Here are some records; quote them exactly, leaving out the pictures.
>>
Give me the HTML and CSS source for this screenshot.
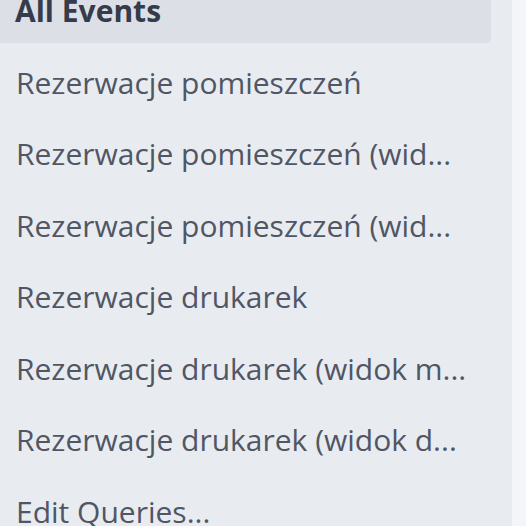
FILE: index.html
```html
<!DOCTYPE html>
<html lang="en">
<head>
  <meta charset="UTF-8">
  <title>Calendar views</title>
  <link rel="stylesheet" href="styles.css">
</head>
<body>
  <div class="page">
    <nav class="views">
      <div class="view-item selected">All Events</div>
      <div class="view-item">Rezerwacje pomieszczeń</div>
      <div class="view-item">Rezerwacje pomieszczeń (wid...</div>
      <div class="view-item">Rezerwacje pomieszczeń (wid...</div>
      <div class="view-item">Rezerwacje drukarek</div>
      <div class="view-item">Rezerwacje drukarek (widok m...</div>
      <div class="view-item">Rezerwacje drukarek (widok d...</div>
      <div class="view-item">Edit Queries...</div>
    </nav>
  </div>
</body>
</html>
```

FILE: styles.css
```css
html, body {
  margin: 0;
  padding: 0;
  height: 100%;
  overflow: hidden;
  background: #f3f5f8;
  font-family: "Open Sans", "Noto Sans", sans-serif;
}
.page {
  display: flow-root;
  width: 512px;
  height: 100%;
  background: #e8ebf0;
}
.views {
  display: flex;
  flex-direction: column;
  gap: 7.5px;
  margin-top: -21px;
}
.view-item {
  height: 64px;
  line-height: 64px;
  padding-left: 16px;
  margin-right: 21px;
  font-size: 30px;
  color: #505664;
  white-space: nowrap;
  border-radius: 0 0 5px 0;
}
.view-item.selected {
  padding-left: 15px;
  background: #dcdfe5;
  color: #343b4a;
  font-weight: 700;
}
```
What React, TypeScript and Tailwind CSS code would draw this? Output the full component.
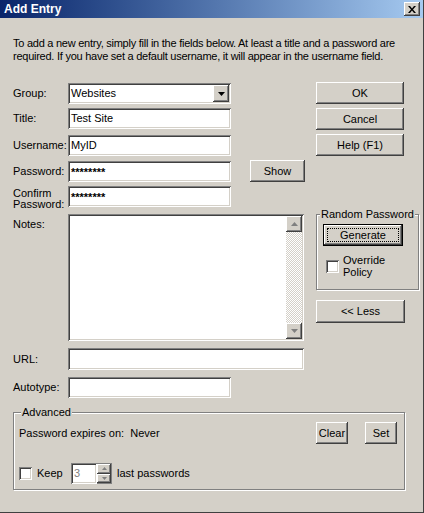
<<
FINISHED EXERCISE:
Give me the HTML and CSS source for this screenshot.
FILE: index.html
```html
<!DOCTYPE html>
<html lang="en">
<head>
  <meta charset="UTF-8">
  <title>Calendar views</title>
  <link rel="stylesheet" href="styles.css">
</head>
<body>
  <div class="page">
    <nav class="views">
      <div class="view-item selected">All Events</div>
      <div class="view-item">Rezerwacje pomieszczeń</div>
      <div class="view-item">Rezerwacje pomieszczeń (wid...</div>
      <div class="view-item">Rezerwacje pomieszczeń (wid...</div>
      <div class="view-item">Rezerwacje drukarek</div>
      <div class="view-item">Rezerwacje drukarek (widok m...</div>
      <div class="view-item">Rezerwacje drukarek (widok d...</div>
      <div class="view-item">Edit Queries...</div>
    </nav>
  </div>
</body>
</html>
```

FILE: styles.css
```css
html, body {
  margin: 0;
  padding: 0;
  height: 100%;
  overflow: hidden;
  background: #f3f5f8;
  font-family: "Open Sans", "Noto Sans", sans-serif;
}
.page {
  display: flow-root;
  width: 512px;
  height: 100%;
  background: #e8ebf0;
}
.views {
  display: flex;
  flex-direction: column;
  gap: 7.5px;
  margin-top: -21px;
}
.view-item {
  height: 64px;
  line-height: 64px;
  padding-left: 16px;
  margin-right: 21px;
  font-size: 30px;
  color: #505664;
  white-space: nowrap;
  border-radius: 0 0 5px 0;
}
.view-item.selected {
  padding-left: 15px;
  background: #dcdfe5;
  color: #343b4a;
  font-weight: 700;
}
```
What React, TypeScript and Tailwind CSS code would draw this? Output the full component.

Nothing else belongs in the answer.